Wählen Sie deshalb eine verantwortungsvolle Sprache, wenn Sie mit dieser Thematik umgehen. Wählen Sie eine Sprache, die Ängste in unserer Gesellschaft abbaut und nicht schürt. Das wäre ein wichtiger gesellschaftspolitischer Beitrag. Dieser Beitrag wäre gerade in der momentanen Situation, wo es in der Gesellschaft noch eine hohe Bereitschaft gibt, Flüchtlinge aufzunehmen, sehr wichtig.

(Beifall bei der SPD)

Kolleginnen und Kollegen, ich will mich zum Schluss bedanken. Ich bedanke mich bei den Mitarbeitern Ihres Ministeriums, Frau Ministerin Müller, bei Herrn Höhenberger und bei Herrn Sigl. Wir hatten immer eine korrekte Zuarbeit vonseiten des Ministeriums. Ihre Mitarbeiter im Ministerium standen uns hilfreich zur Seite, wenn es Petitionen gab. Ich bedanke mich als stellvertretende Ausschussvorsitzende auch bei Herrn Unterländer und bei den Kollegen im Sozialausschuss für die gute Zusammenarbeit. Trotz unterschiedlicher Positionen, die wir im Sozialausschuss sehr deutlich austragen, geht es uns um Gemeinsamkeiten. Ich denke nur an die Vorgehensweise beim Bundesteilhabegesetz. Hier haben wir als Ausschuss immer Wert darauf gelegt, dass viele Interessengruppen in diesen Prozess einbezogen werden. Dafür bedanke ich mich. Vielen Dank für Ihr Zuhören und eine gute weitere Beratung!

(Beifall bei der SPD)

Danke schön, Frau Kollegin. – Als Nächste hat Kollegin Gabi Schmidt von den FREIEN WÄHLERN das Wort. Bitte schön, Frau Kollegin.

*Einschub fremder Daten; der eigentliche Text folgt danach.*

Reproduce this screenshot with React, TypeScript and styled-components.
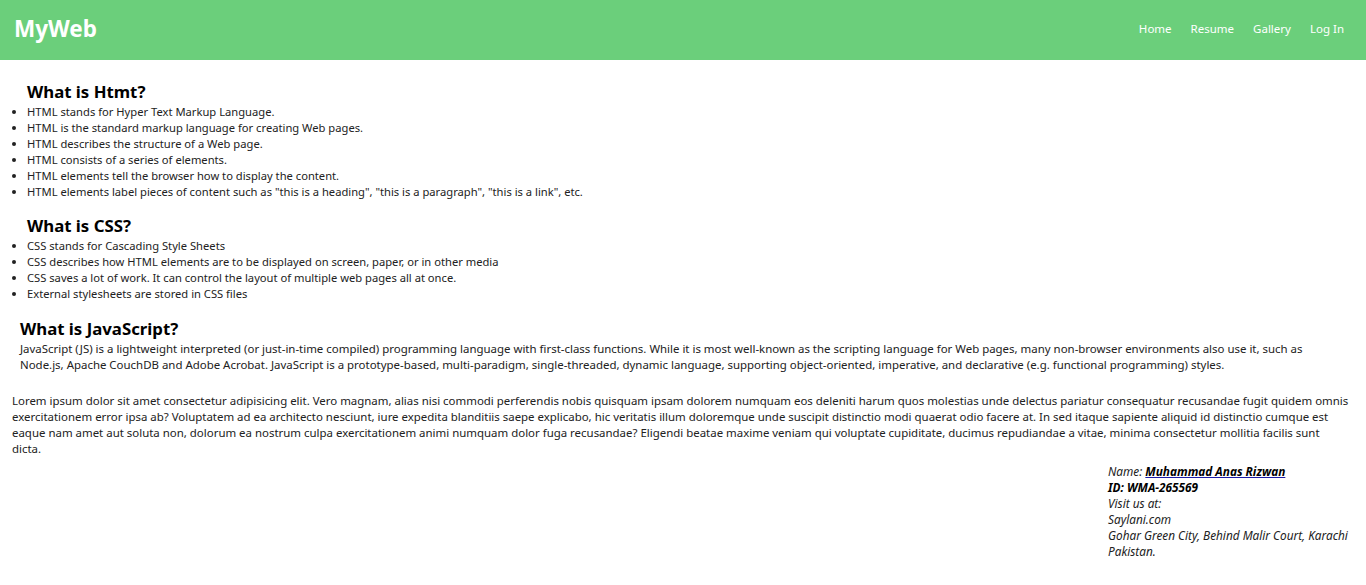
import React from "react";
import styled, { createGlobalStyle } from "styled-components";

const Global = createGlobalStyle`
  html, body { margin: 0; padding: 0; background: #fff; }
  body { font-family: "Noto Sans", "Open Sans", sans-serif; color: #222; }
  * { box-sizing: border-box; }
`;

const Nav = styled.header`
  height: 60px;
  background: #6bcf7b;
  display: flex;
  align-items: center;
  justify-content: space-between;
  padding: 0 22px 2px 14px;
`;

const Logo = styled.div`
  color: #fff;
  font-size: 22.5px;
  font-weight: 700;
  line-height: 26px;
`;

const Links = styled.nav`
  display: flex;
  gap: 19px;
`;

const NavLink = styled.a`
  color: #fff;
  font-size: 11.5px;
  line-height: 16px;
  text-decoration: none;
  cursor: pointer;
`;

const Main = styled.main`
  display: flex;
  flex-direction: column;
`;

const Section = styled.section<{ $indent: number; $top: number; $right?: number }>`
  padding-left: ${(p) => p.$indent}px;
  padding-right: ${(p) => p.$right ?? 20}px;
  margin-top: ${(p) => p.$top}px;
`;

const Heading = styled.h3`
  margin: 0;
  padding-bottom: 1px;
  font-size: 16.8px;
  font-weight: 700;
  color: #000;
  line-height: 22px;
`;

const List = styled.ul`
  margin: 0;
  padding-left: 0;
  list-style: disc;
  font-size: 11.2px;
  line-height: 16px;
`;

const Text = styled.p`
  margin: 0;
  font-size: 11.45px;
  line-height: 16px;
`;

const Footer = styled.footer`
  align-self: flex-end;
  width: 258px;
  margin-top: 6px;
  font-style: italic;
  font-size: 11.8px;
  line-height: 16px;
  color: #222;
`;

const Line = styled.div<{ $bold?: boolean }>`
  font-weight: ${(p) => (p.$bold ? 700 : 400)};
  color: ${(p) => (p.$bold ? "#000" : "inherit")};
`;

const NameLink = styled.a`
  font-weight: 700;
  color: #000;
  text-decoration: underline;
  text-decoration-color: #1a1aa6;
`;

export default function App() {
  return (
    <>
      <Global />
      <Nav>
        <Logo>MyWeb</Logo>
        <Links>
          <NavLink>Home</NavLink>
          <NavLink>Resume</NavLink>
          <NavLink>Gallery</NavLink>
          <NavLink>Log In</NavLink>
        </Links>
      </Nav>
      <Main>
        <Section $indent={27} $top={21}>
          <Heading>What is Htmt?</Heading>
          <List>
            <li>HTML stands for Hyper Text Markup Language.</li>
            <li>HTML is the standard markup language for creating Web pages.</li>
            <li>HTML describes the structure of a Web page.</li>
            <li>HTML consists of a series of elements.</li>
            <li>HTML elements tell the browser how to display the content.</li>
            <li>HTML elements label pieces of content such as "this is a heading", "this is a paragraph", "this is a link", etc.</li>
          </List>
        </Section>
        <Section $indent={27} $top={15}>
          <Heading>What is CSS?</Heading>
          <List>
            <li>CSS stands for Cascading Style Sheets</li>
            <li>CSS describes how HTML elements are to be displayed on screen, paper, or in other media</li>
            <li>CSS saves a lot of work. It can control the layout of multiple web pages all at once.</li>
            <li>External stylesheets are stored in CSS files</li>
          </List>
        </Section>
        <Section $indent={20} $top={16} $right={20}>
          <Heading>What is JavaScript?</Heading>
          <Text>
            JavaScript (JS) is a lightweight interpreted (or just-in-time compiled) programming language with first-class functions. While it is most well-known as the scripting language for Web pages, many non-browser environments also use it, such as Node.js, Apache CouchDB and Adobe Acrobat. JavaScript is a prototype-based, multi-paradigm, single-threaded, dynamic language, supporting object-oriented, imperative, and declarative (e.g. functional programming) styles.
          </Text>
        </Section>
        <Section $indent={12} $top={20} $right={16}>
          <Text>
            Lorem ipsum dolor sit amet consectetur adipisicing elit. Vero magnam, alias nisi commodi perferendis nobis quisquam ipsam dolorem numquam eos deleniti harum quos molestias unde delectus pariatur consequatur recusandae fugit quidem omnis exercitationem error ipsa ab? Voluptatem ad ea architecto nesciunt, iure expedita blanditiis saepe explicabo, hic veritatis illum doloremque unde suscipit distinctio modi quaerat odio facere at. In sed itaque sapiente aliquid id distinctio cumque est eaque nam amet aut soluta non, dolorum ea nostrum culpa exercitationem animi numquam dolor fuga recusandae? Eligendi beatae maxime veniam qui voluptate cupiditate, ducimus repudiandae a vitae, minima consectetur mollitia facilis sunt dicta.
          </Text>
        </Section>
        <Footer>
          <Line>Name: <NameLink>Muhammad Anas Rizwan</NameLink></Line>
          <Line $bold>ID: WMA-265569</Line>
          <Line>Visit us at:</Line>
          <Line>Saylani.com</Line>
          <Line>Gohar Green City, Behind Malir Court, Karachi Pakistan.</Line>
        </Footer>
      </Main>
    </>
  );
}
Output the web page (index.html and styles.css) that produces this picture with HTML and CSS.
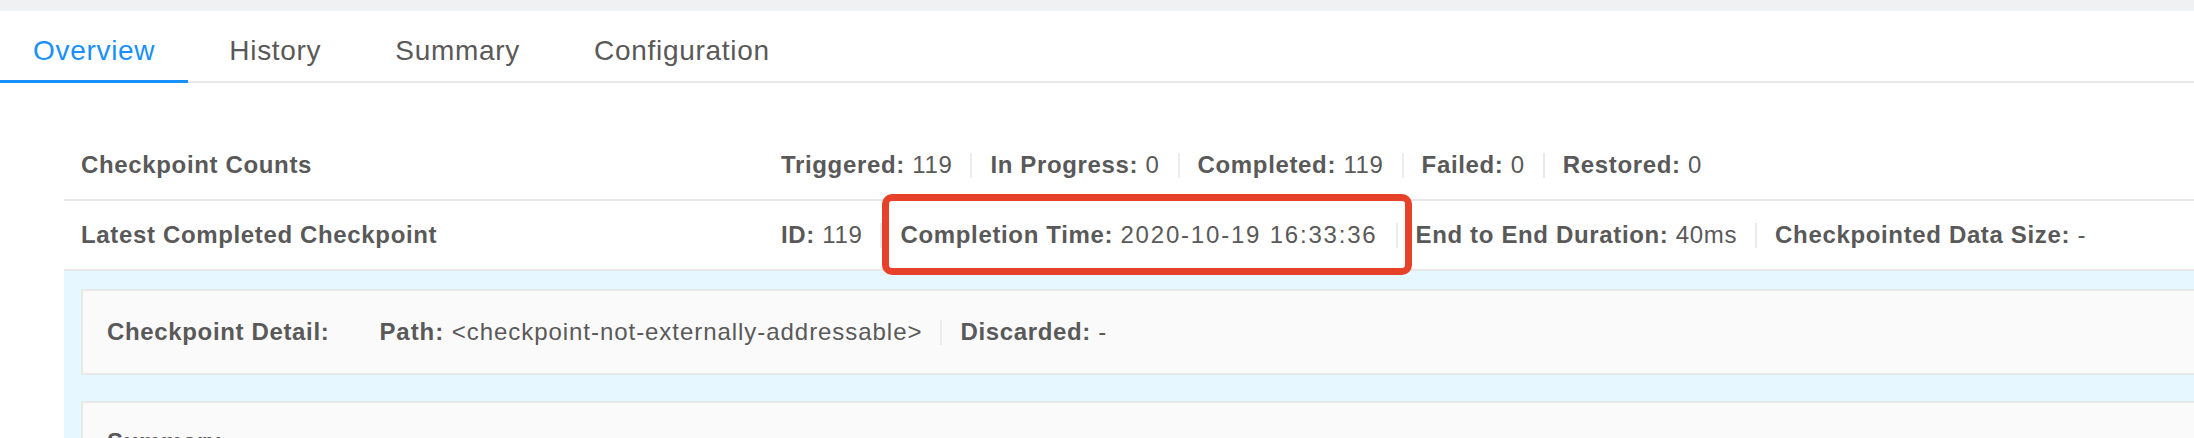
FILE: index.html
```html
<!DOCTYPE html>
<html lang="en">
<head>
<meta charset="utf-8">
<title>Checkpoints Overview</title>
<link rel="stylesheet" href="styles.css">
</head>
<body>
<div class="page">
  <div class="topband"></div>
  <nav class="tabs">
    <a class="tab active">Overview</a>
    <a class="tab">History</a>
    <a class="tab">Summary</a>
    <a class="tab">Configuration</a>
  </nav>
  <section class="content">
    <div class="table">
      <div class="row">
        <div class="label">Checkpoint Counts</div>
        <div class="value">
          <span class="item"><b>Triggered:</b> 119</span>
          <span class="divider"></span>
          <span class="item"><b>In Progress:</b> 0</span>
          <span class="divider"></span>
          <span class="item"><b>Completed:</b> 119</span>
          <span class="divider"></span>
          <span class="item"><b>Failed:</b> 0</span>
          <span class="divider"></span>
          <span class="item"><b>Restored:</b> 0</span>
        </div>
      </div>
      <div class="row">
        <div class="label">Latest Completed Checkpoint</div>
        <div class="value">
          <span class="item"><b>ID:</b> 119</span>
          <span class="divider"></span>
          <span class="item highlighted"><b>Completion Time:</b> <span class="ts">2020-10-19 16:33:36</span><span class="annotation"></span></span>
          <span class="divider"></span>
          <span class="item"><b>End to End Duration:</b> 40ms</span>
          <span class="divider"></span>
          <span class="item"><b>Checkpointed Data Size:</b> -</span>
        </div>
      </div>
      <div class="expanded">
        <div class="card">
          <b class="card-title">Checkpoint Detail:</b>
          <span class="item path"><b>Path:</b> &lt;checkpoint-not-externally-addressable&gt;</span>
          <span class="divider"></span>
          <span class="item"><b>Discarded:</b> -</span>
        </div>
        <div class="card card-tall">
          <b class="card-title">Summary</b>
        </div>
      </div>
    </div>
  </section>
</div>
</body>
</html>
```

FILE: styles.css
```css
html, body {
  margin: 0;
  padding: 0;
  overflow: hidden;
  background: #ffffff;
}

body {
  font-family: "Liberation Sans", Arial, sans-serif;
  color: #595959;
}

.page {
  width: 100%;
}

.topband {
  height: 11px;
  background: #f0f1f3;
}

.tabs {
  display: flex;
  border-bottom: 2px solid #e8e8e8;
}

.tab {
  font-size: 28px;
  line-height: 40px;
  letter-spacing: 0.7px;
  padding: 20px 33px 9px;
  margin-right: 8px;
  margin-bottom: -2px;
  border-bottom: 3px solid transparent;
  color: #595959;
  white-space: nowrap;
}

.tab.active {
  color: #1890ff;
  border-bottom-color: #1890ff;
}

.content {
  padding: 48px 0 0 64px;
}

.table {
  margin-right: -60px;
  font-size: 24px;
  line-height: 32px;
  letter-spacing: 0.65px;
}

.row {
  display: grid;
  grid-template-columns: 717px 1fr;
  align-items: center;
  height: 70px;
  box-sizing: border-box;
  border-bottom: 2px solid #e8e8e8;
}

.label {
  padding-left: 17px;
  font-weight: 700;
  white-space: nowrap;
}

.value {
  display: flex;
  align-items: center;
  white-space: nowrap;
}

.item {
  white-space: nowrap;
}

.item b {
  font-weight: 700;
}

.ts {
  letter-spacing: 1.8px;
}

.path {
  letter-spacing: 0.95px;
}

.divider {
  display: inline-block;
  width: 2px;
  height: 25px;
  margin: 0 18px;
  background: #ebebeb;
}

.highlighted {
  position: relative;
}

.annotation {
  position: absolute;
  left: -18px;
  top: -25px;
  width: 530px;
  height: 81px;
  box-sizing: border-box;
  border: 7px solid #e8412a;
  border-radius: 10px;
  z-index: 2;
}

.expanded {
  background: #e6f7ff;
  padding: 18px 0 0 17px;
  height: 200px;
}

.card {
  display: flex;
  align-items: center;
  height: 86px;
  box-sizing: border-box;
  background: #fafafa;
  border: 2px solid #e8e8e8;
  border-right: none;
  padding-left: 24px;
  white-space: nowrap;
}

.card-title {
  font-weight: 700;
  margin-right: 50px;
}

.card-tall {
  margin-top: 26px;
  height: 140px;
  align-items: flex-start;
  padding-top: 23px;
}
```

Sehr geehrter Herr Präsident, Herr Unterländer, Frau Weikert, liebe Kolleginnen und Kollegen! Bayern ist spitze. Das habe ich gestern bis abends um neun Uhr – und ich habe es sicherlich einige Male verpasst – 57-mal gehört.

(Beifall bei den FREIEN WÄHLERN)

Es reicht nicht, wenn Sie Ihre Goldmedaille polieren, die Sie in der Kreisliga oder der Landesliga errungen

haben, und sich darauf ausruhen. Sportler sollten weiter trainieren und nach Höherem streben.